#### Records for the task ####

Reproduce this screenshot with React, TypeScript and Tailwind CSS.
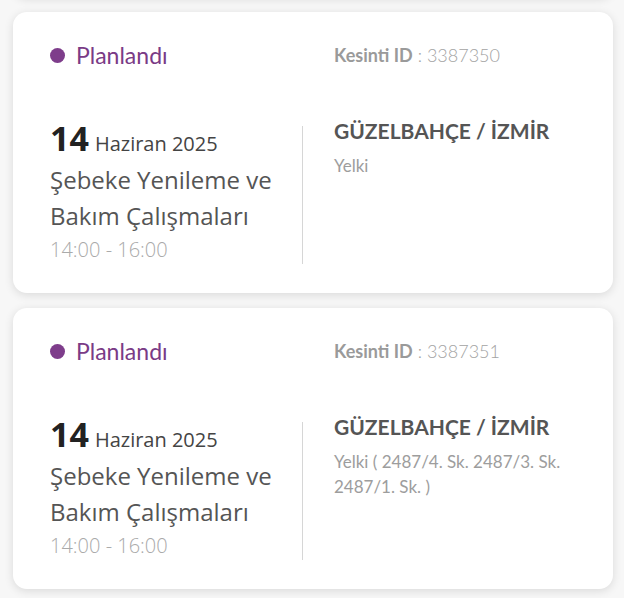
const cards = [
  { id: "3387350", place: "Yelki" },
  { id: "3387351", place: "Yelki ( 2487/4. Sk. 2487/3. Sk. 2487/1. Sk. )" },
];

function OutageCard({ id, place }: { id: string; place: string }) {
  return (
    <div className="h-[281px] shrink-0 rounded-[14px] bg-white px-[37px] pt-[31px] shadow-[0_2px_10px_rgba(0,0,0,0.12)]">
      {/* status + id */}
      <div className="flex h-[24px] items-center font-['Lato',sans-serif]">
        <div className="flex w-[253px] items-center gap-[11px]">
          <span className="h-[15px] w-[15px] rounded-full bg-[#7e3d8b]" />
          <span className="text-[23px] leading-[24px] text-[#7a3b86]">Planlandı</span>
        </div>
        <div className="pl-[31px] text-[18px] leading-[24px] text-[#a3a3a3]">
          <span className="font-bold text-[#9a9a9a]">Kesinti ID</span>
          <span className="font-light"> : {id}</span>
        </div>
      </div>

      {/* main row */}
      <div className="mt-[59px] flex h-[138px]">
        <div className="w-[253px] border-r border-[#d6d6d6] font-['Open_Sans',sans-serif]">
          <div className="-mt-[8px] flex items-baseline gap-[6px] leading-[40px]">
            <span className="text-[34px] font-bold text-[#222]">14</span>
            <span className="text-[20px] text-[#444]">Haziran 2025</span>
          </div>
          <p className="mt-[-2px] text-[24px] leading-[36px] text-[#555]">
            Şebeke Yenileme ve
            <br />
            Bakım Çalışmaları
          </p>
          <p className="mt-[1px] text-[20px] font-light leading-[30px] text-[#aaa]">14:00 - 16:00</p>
        </div>
        <div className="flex-1 pl-[31px] font-['Lato',sans-serif]">
          <p className="-mt-[8px] text-[21px] font-bold leading-[26px] text-[#555]">GÜZELBAHÇE / İZMİR</p>
          <p className="mt-[9px] w-[240px] text-[17px] leading-[25px] text-[#9d9d9d]">{place}</p>
        </div>
      </div>
    </div>
  );
}

export default function App() {
  return (
    <div className="h-[598px] overflow-hidden bg-[#f7f7f7]">
      <div className="-mt-[284px] flex flex-col gap-[15px] px-[13px] pr-[11px]">
        <div className="h-[281px] shrink-0 rounded-[14px] bg-white shadow-[0_2px_10px_rgba(0,0,0,0.12)]" />
        {cards.map((c) => (
          <OutageCard key={c.id} id={c.id} place={c.place} />
        ))}
      </div>
    </div>
  );
}
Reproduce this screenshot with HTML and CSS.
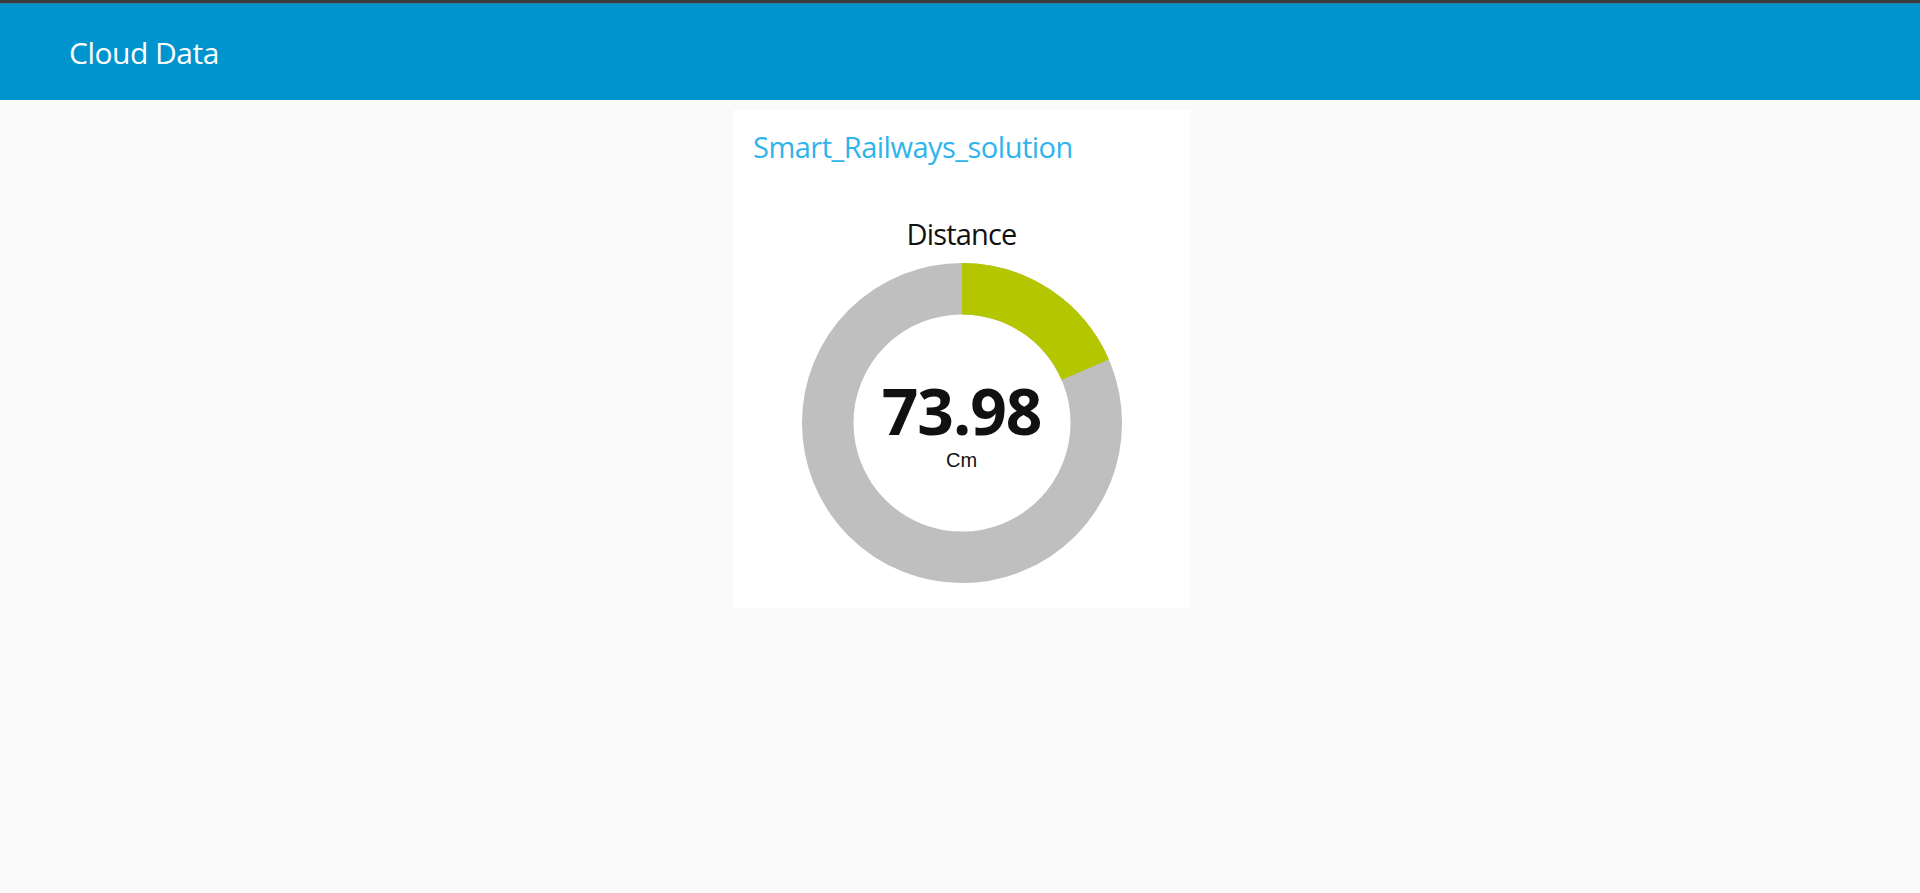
FILE: index.html
```html
<!DOCTYPE html>
<html lang="en">
<head>
<meta charset="utf-8">
<title>Cloud Data</title>
<link rel="stylesheet" href="styles.css">
</head>
<body>
<div class="topstrip"></div>
<header class="toolbar">
  <h1 class="toolbar-title">Cloud Data</h1>
</header>
<main class="content">
  <section class="card">
    <h2 class="card-title">Smart_Railways_solution</h2>
    <div class="gauge-widget">
      <div class="gauge-label">Distance</div>
      <div class="gauge">
        <svg class="gauge-svg" width="320" height="320" viewBox="0 0 320 320">
          <circle cx="160" cy="160" r="134.25" fill="none" stroke="#bfbfbf" stroke-width="51.5"/>
          <circle cx="160" cy="160" r="134.25" fill="none" stroke="#b4c600" stroke-width="51.5"
                  stroke-dasharray="156.05 687.5" transform="rotate(-90 160 160)"/>
        </svg>
        <div class="gauge-value">
          <div class="gauge-number">73.98</div>
          <div class="gauge-unit">Cm</div>
        </div>
      </div>
    </div>
  </section>
</main>
</body>
</html>
```

FILE: styles.css
```css
html, body {
  margin: 0;
  padding: 0;
}
body {
  background: #fafafa;
  font-family: "Open Sans", "Noto Sans", sans-serif;
  width: 1920px;
  height: 893px;
  overflow: hidden;
}
.topstrip {
  height: 3px;
  background: #3b3d3f;
  border-bottom: 1px solid #2a7fa6;
}
.toolbar {
  height: 96px;
  background: #0094ce;
  display: flex;
  align-items: center;
  padding-left: 69px;
  box-sizing: border-box;
}
.toolbar-title {
  margin: 2px 0 0 0;
  font-weight: 400;
  font-size: 30px;
  line-height: 36px;
  letter-spacing: -0.5px;
  color: #ffffff;
}
.content {
  display: flex;
  justify-content: center;
  padding-top: 10px;
  padding-left: 3px;
}
.card {
  width: 457px;
  height: 498px;
  box-sizing: border-box;
  background: #ffffff;
  padding: 19px 20px 25px 20px;
}
.card-title {
  margin: 0;
  font-weight: 500;
  font-size: 29px;
  line-height: 35px;
  letter-spacing: -0.5px;
  color: #2eb4ec;
}
.gauge-widget {
  margin-top: 52px;
  display: flex;
  flex-direction: column;
  align-items: center;
}
.gauge-label {
  font-weight: 500;
  font-size: 29px;
  line-height: 36px;
  letter-spacing: -0.8px;
  color: #111111;
}
.gauge {
  margin-top: 11px;
  display: grid;
  width: 320px;
  height: 320px;
}
.gauge-svg {
  grid-area: 1 / 1;
  display: block;
}
.gauge-value {
  grid-area: 1 / 1;
  align-self: start;
  margin-top: 118px;
  text-align: center;
}
.gauge-number {
  font-weight: 700;
  font-size: 64px;
  line-height: 60px;
  letter-spacing: -1px;
  color: #111111;
}
.gauge-unit {
  margin-top: 8px;
  font-family: "Liberation Sans", Arial, sans-serif;
  font-size: 20px;
  line-height: 22px;
  color: #111111;
}
```
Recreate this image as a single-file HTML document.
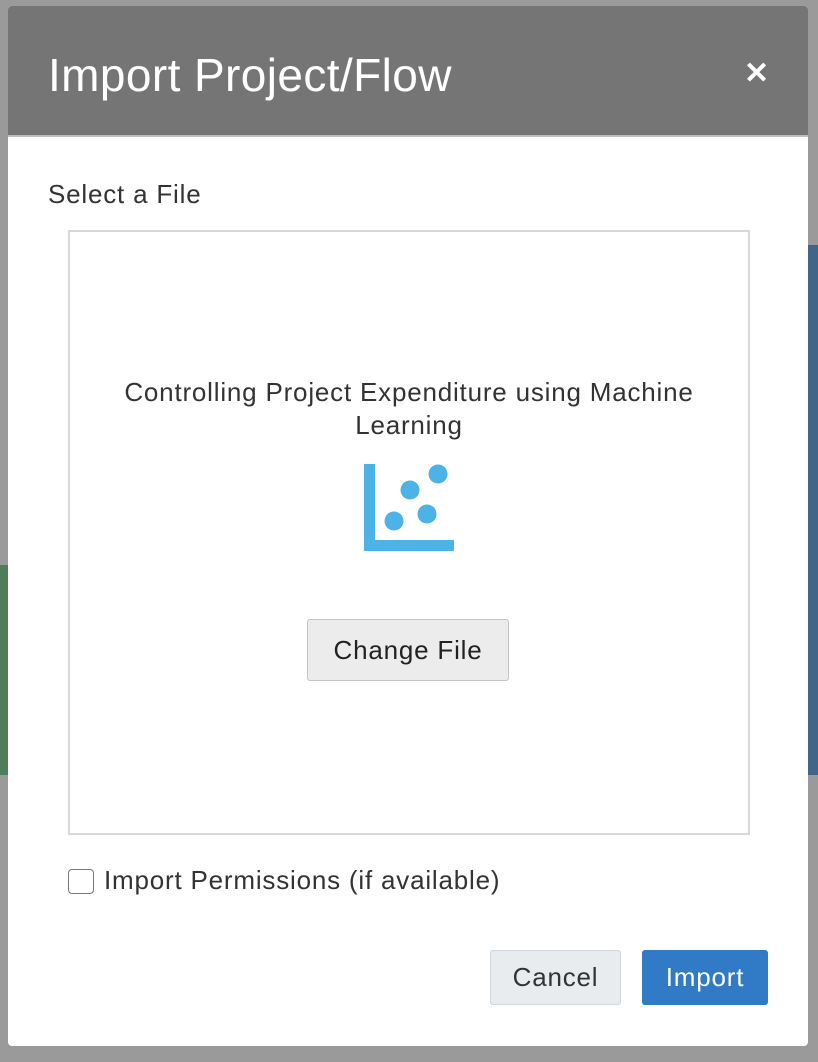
<!DOCTYPE html>
<html><head><style>
body{margin:0;width:818px;height:1062px;background:#9a9a9a;position:relative;overflow:hidden;font-family:"Liberation Sans",Arial,sans-serif}
.l1{position:absolute;left:0;top:565px;width:8px;height:210px;background:#4f7d5a}
.r1{position:absolute;left:808px;top:245px;width:10px;height:530px;background:#3f6688}
.modal{position:absolute;left:8px;top:6px;width:800px;height:1040px;background:#fff;border-radius:4px;overflow:hidden}
.hd{height:129px;background:#757575;border-bottom:2px solid #bdbdbd;position:relative}
.hd h1{margin:0;position:absolute;left:40px;top:42px;font-weight:300;font-size:46px;color:#fff;letter-spacing:0.4px}
.x{position:absolute;left:736px;top:50px;color:#fff;font-size:30px;font-weight:bold}
.t{font-size:26px;letter-spacing:0.8px}
.sel{position:absolute;left:40px;top:173px;color:#333}
.box{position:absolute;left:60px;top:224px;width:678px;height:601px;border:2px solid #d8d8d8}
.ttl{position:absolute;left:0;width:678px;top:144px;text-align:center;color:#333;line-height:33px}
.btn{position:absolute;left:237px;top:387px;width:202px;height:62px;border:1px solid #c4c4c4;background:#ececec;border-radius:3px;color:#222;text-align:center;line-height:60px;box-sizing:border-box}
.cb{position:absolute;left:60px;top:863px;width:26px;height:25px;border:1.5px solid #777;border-radius:4px;box-sizing:border-box}
.cbl{position:absolute;left:96px;top:859px;color:#333}
.cancel{position:absolute;left:482px;top:944px;width:131px;height:55px;background:#e9ecef;border:1px solid #d0d6dc;border-radius:3px;box-sizing:border-box;text-align:center;line-height:53px;color:#333}
.imp{position:absolute;left:634px;top:944px;width:126px;height:55px;background:#307ac6;border-radius:3px;text-align:center;line-height:55px;color:#fff}
</style></head><body>
<div class="l1"></div><div class="r1"></div>
<div class="modal">
<div class="hd"><h1>Import Project/Flow</h1><div class="x">✕</div></div>
<div class="sel t">Select a File</div>
<div class="box">
<div class="ttl t">Controlling Project Expenditure using Machine<br>Learning</div>
<svg style="position:absolute;left:294px;top:232px" width="92" height="92" viewBox="0 0 92 92">
<path d="M0 0h11v76h79v11H0z" fill="#4db3e6"/>
<circle cx="30" cy="57" r="9.5" fill="#4db3e6"/>
<circle cx="46" cy="26" r="9.5" fill="#4db3e6"/>
<circle cx="63" cy="50" r="9.5" fill="#4db3e6"/>
<circle cx="74" cy="10" r="9.5" fill="#4db3e6"/>
</svg>
<div class="btn t">Change File</div>
</div>
<div class="cb"></div><div class="cbl t">Import Permissions (if available)</div>
<div class="cancel t">Cancel</div><div class="imp t">Import</div>
</div>
</body></html>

####

> **What is required**:
Filter the listing above by the word "this"; copy each line that passes.

> **Full solution**:
Reproduce this screenshot with React, TypeScript and Tailwind CSS.
Reproduce this screenshot with HTML and CSS.
Recreate this image as a single-file HTML document.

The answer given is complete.